My Grandpa's English Book

    Working in the garage this weekend, I came across a book entitled Literature and Life: Book Three published in 1936, revised from a 1929 edition. It is a book on American literature. Each section features literary selections from a period in American history. There is a little historical background introduction prior to the selections to set the stage for the reader. My grandpa is currently 89 years old and graduated high school in 1940. This book was published by Scott, Foresman and Co, which is still a huge public school textbook publisher.

    So what? Well, remember that post awhile back about the Reece Committee? Do you remember what Attorney Kathryn Casey found when she was allowed to read the founding minutes of the Carnegie Foundation? What were their three objectives, can you remember without clicking the link? Ok, I'll go ahead and tell you: 




    1. Gain control of the State Department
    2. Transform public education
    3. Teach a "revised" form of American history, especially at the university level.

    We'll be focusing on the last two points. 


    Let's start with the three authors:



    • Dudley Miles - Head of English Department, Evander Childs High School, New York City. 



    Here is Dudley in his own words : Composition is Training in Thought, which appeared in The English Journal, a publication of the National Council of Teachers of English. This was a round table group founded in 1911, which is of course, liberal as all get out today. The whole goal was to "standardize" English instruction. Now some of you might be thinking I'm going a little overboard with the paranoia and the average person wouldn't see anything wrong with writing projects being used to hone the thought process. That is until you realize that the industrialists of the time were plotting how to gain control of the American schoolchildren's minds. Dr. Miles has written many articles and books on "how to" teach English. In the Jeffersonian education style, you just give the kid some great books and get them to respond to it. Take note of my homeschool guide tab, there is a list of books to get you started. But look at what 100 years of these 'teaching experts' have handed us: a nation full of idiots. 



    • Robert C. Pooley - Assistant Professor in the Teaching of English, University of Wisconsin

    Says English Teachers need more training
    Gave the 1963 Keynote address to the NCTE
    Didn't think underprepared writers should be admitted to his school, UW, but there should be lax standards elsewhere
    He headed up The Wisconsin Project, a federally funded 1964 english cirriuclum study.
    Are we getting the picture?


    UNC Chapel Hill

    • Edwin Greenlaw - Late William Osler Professor of English Literature, The John Hopkins University.



    From the UNC-Chapel Hill site:


     A distinguished scholar who studied Edmund Spenser, Greenlaw was among the first group of faculty chosen for Kenan professorships. 
    What is a Kenan professorship? This relates back to point three, in how the industrialists that set up their tax-exempt foundations for the purposes of socially engineering the population to accept central planning more easily.

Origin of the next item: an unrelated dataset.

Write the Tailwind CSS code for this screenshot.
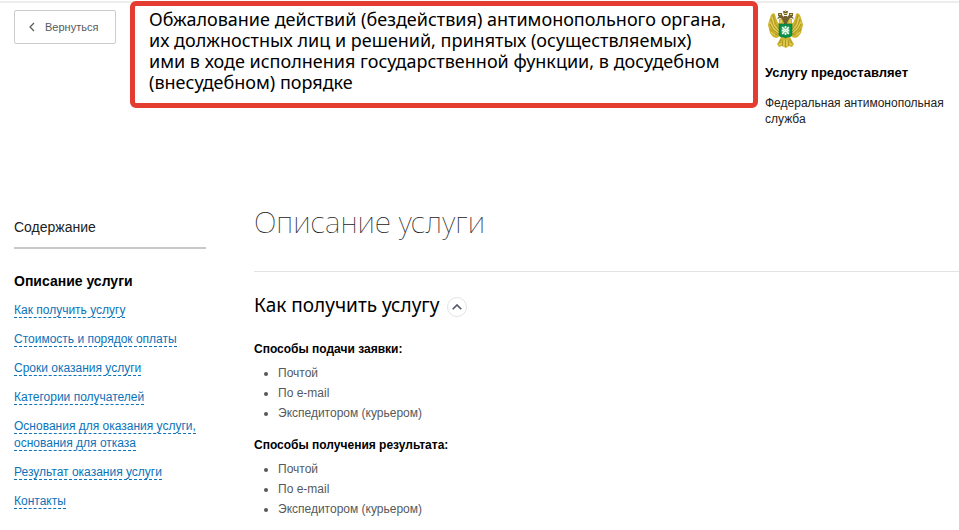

    According to the John Hopkins website, a Kenan Professorship is described thusly:

    A North Carolina native, WILLIAM R. KENAN JR. traveled throughout the region to attend to his wide-ranging business interests in railroads, real estate, and the Standard Oil Company. After his death in 1965, the Kenan Trust sought to promote his strong interest in enhancing student-teacher relationships at prominent educational institutions through the creation of chairs in his memory.The WILLIAM R. KENAN JR. CHARITABLE TRUST has endowed more than 85 professorships at colleges and universities on the East Coast, including Johns Hopkins.
    What do you want to bet that those chosen for these "paid for" experts were just a little sympathetic to progressivism and internationalism? Now I want to make clear that the teachers using the books probably just skipped over the attempts of micromanagement of the curriculum and did what they'd been doing their whole careers - whatever it took to help their students succeed.  Charlotte Iserbyt has highlighted how the old-guard teachers were pushed out to make way for the "certified" teachers (read: indoctrinated teachers) to move in and actually read the scripts and accept the federal and state intrusions into what had once been a purely local endeavor. You don't have real representation when  a group of nine people are representing dozens of schools as is the case in some counties. Used to be each school had its own board. Decentralized government is more adaptive to the people, but isn't that the point? Isn't that what our "planners" work against?

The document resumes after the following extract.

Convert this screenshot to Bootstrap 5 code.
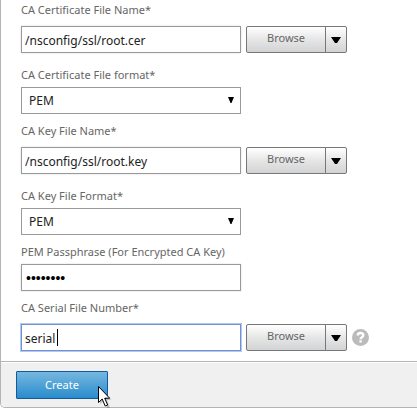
<!DOCTYPE html>
<html lang="en">
<head>
<meta charset="utf-8">
<meta name="viewport" content="width=device-width, initial-scale=1">
<title>Create certificate</title>
<link rel="stylesheet" href="https://cdn.jsdelivr.net/npm/bootstrap@5.3.0/dist/css/bootstrap.min.css">
<style>
body { font-family: "Noto Sans", "Open Sans", sans-serif; overflow: hidden; background: #fff; }
.cert-panel { border: solid #b4b4b4; border-width: 0 0 1px 1px; border-bottom-left-radius: 5px; }
.cert-fields { padding: 2px 16px 10px 20px; }
.cert-fields .form-label { display: block; margin: 0 0 4px; font-size: 11px; line-height: 16px; color: #666; }
.field-plain { margin-bottom: 9px; }
.field-browse .form-label { margin-bottom: 8px; }
.field-browse { margin-bottom: 14px; }
.field-last { margin-bottom: 0; }
.field-box { flex: 0 1 220px; min-width: 0; }
.cert-fields .form-control, .cert-fields .form-select {
  height: 27px; padding: 1px 3px 0; font-size: 12px; line-height: 18px; color: #222;
  border: 1px solid #999; border-radius: 0; box-shadow: 0 0 2px #ddd;
}
.cert-fields .form-select {
  width: 220px; padding: 1px 20px 0 7px; box-shadow: none;
  background-image: url("data:image/svg+xml,%3Csvg xmlns='http://www.w3.org/2000/svg' viewBox='0 0 6 6'%3E%3Cpath d='M0 0h6L3.5 6h-1z'/%3E%3C/svg%3E");
  background-size: 6px 6px; background-position: right 6px top 9px;
}
.cert-fields .secret-input { width: 220px; font-family: "Liberation Sans", sans-serif; font-size: 14px; padding: 1px 4px 0; color: #000; }
.cert-fields .active-input { border-color: #6e92d8; box-shadow: 0 0 0 1px #b5c9ee; }
.text-caret { position: absolute; left: 36px; top: 5px; width: 1px; height: 17px; background: #000; }
.browse-group { margin-left: 5px; flex: none; }
.browse-group .btn {
  height: 27px; padding: 0 0 3px; font-size: 11px; line-height: 18px; color: #666;
  border: 1px solid #777; border-radius: 2px; background: linear-gradient(#fff, #e6e6e6 50%, #d2d3d5);
}
.browse-group .browse-btn { width: 80px; flex: none; }
.browse-group .menu-btn { width: 22px; flex: none; padding: 1px 0 0; }
.browse-group svg, .help-btn svg { display: block; margin: auto; }
.help-btn { margin-left: 5px; line-height: 0; }
.cert-footer { padding: 9px 14px 8px; border-top: 1px solid #b4b4b4; background: #f0f0f0; border-bottom-left-radius: 4px; box-shadow: inset 0 1px #fff; }
.cert-footer .btn {
  width: 92px; height: 28px; padding: 0 0 1px; margin-left: 1px; font-size: 11px; line-height: 18px; color: #fff;
  border: 1px solid #15599a; border-radius: 1px; background: linear-gradient(#76b8e0, #298ccb);
}
.pointer { position: absolute; left: 97px; top: 385px; }
</style>
<script src="https://cdn.jsdelivr.net/npm/bootstrap@5.3.0/dist/js/bootstrap.bundle.min.js"></script>
</head>
<body>
<form class="cert-panel">
  <div class="cert-fields">
    <div class="field-browse">
      <label class="form-label" for="certFile">CA Certificate File Name*</label>
      <div class="d-flex align-items-center">
        <div class="field-box"><input class="form-control" id="certFile" type="text" value="/nsconfig/ssl/root.cer"></div>
        <div class="btn-group browse-group">
          <button type="button" class="btn browse-btn">Browse</button>
          <button type="button" class="btn menu-btn" aria-label="Browse options for certificate"><svg width="10" height="6" viewBox="0 0 10 6"><path d="M0 0h10L6 6H4z"/></svg></button>
        </div>
      </div>
    </div>
    <div class="field-plain">
      <label class="form-label" for="certFormat">CA Certificate File format*</label>
      <select class="form-select" id="certFormat"><option>PEM</option></select>
    </div>
    <div class="field-browse">
      <label class="form-label" for="keyFile">CA Key File Name*</label>
      <div class="d-flex align-items-center">
        <div class="field-box"><input class="form-control" id="keyFile" type="text" value="/nsconfig/ssl/root.key"></div>
        <div class="btn-group browse-group">
          <button type="button" class="btn browse-btn">Browse</button>
          <button type="button" class="btn menu-btn" aria-label="Browse options for key"><svg width="10" height="6" viewBox="0 0 10 6"><path d="M0 0h10L6 6H4z"/></svg></button>
        </div>
      </div>
    </div>
    <div class="field-plain">
      <label class="form-label" for="keyFormat">CA Key File Format*</label>
      <select class="form-select" id="keyFormat"><option>PEM</option></select>
    </div>
    <div class="field-plain">
      <label class="form-label" for="passphrase">PEM Passphrase (For Encrypted CA Key)</label>
      <input class="form-control secret-input" id="passphrase" type="password" value="password">
    </div>
    <div class="field-browse field-last">
      <label class="form-label" for="serialFile">CA Serial File Number*</label>
      <div class="d-flex align-items-center">
        <div class="field-box position-relative"><input class="form-control active-input" id="serialFile" type="text" value="serial"><span class="text-caret"></span></div>
        <div class="btn-group browse-group">
          <button type="button" class="btn browse-btn">Browse</button>
          <button type="button" class="btn menu-btn" aria-label="Browse options for serial file"><svg width="10" height="6" viewBox="0 0 10 6"><path d="M0 0h10L6 6H4z"/></svg></button>
        </div>
        <button type="button" class="btn border-0 p-0 help-btn" aria-label="Help"><svg width="17" height="17" viewBox="0 0 17 17"><circle cx="8.500" cy="8.500" r="8.500" fill="#bbb"/><path d="M5.800 6.400C5.800 4.700 7 4 8.500 4s2.800.8 2.800 2.300c0 1.900-2.700 1.900-2.700 3.900" fill="none" stroke="#fff" stroke-width="2.400"/><path d="M7.400 11.300h2.400v2.200H7.400z" fill="#fff"/></svg></button>
      </div>
    </div>
  </div>
  <div class="cert-footer"><button type="button" class="btn">Create</button></div>
</form>
<svg class="pointer" width="14" height="23" viewBox="0 0 14 23" aria-hidden="true"><path d="M3 3v16l4-3 3 7h3l-3-8h4z" fill="#000" opacity=".2"/><path d="M1.500 1.500v16l3.700-3.500 3 7 2.500-1-3-6.800h5z" fill="#fff" stroke="#000"/></svg>
</body>
</html>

    One thing I noticed in the book that was not to be found in earlier modes of instruction were the leading class discussions at the end of each selection. As if the teacher is too stupid to lead a class discussion, his/her thinking has already been done for them. Isn't that kind of our intellectually superior overlords? It was an after reading assignment with leading questions for my second grader that launched me into the home-school world, but that's a story for another day.

    This has been my little case study in where things started to go so wrong. I hate to speak in generalities and throw around terms like Elite when these people have names, histories and a past to explore and root out. I hope you've enjoyed this little journey that started with just an old textbook.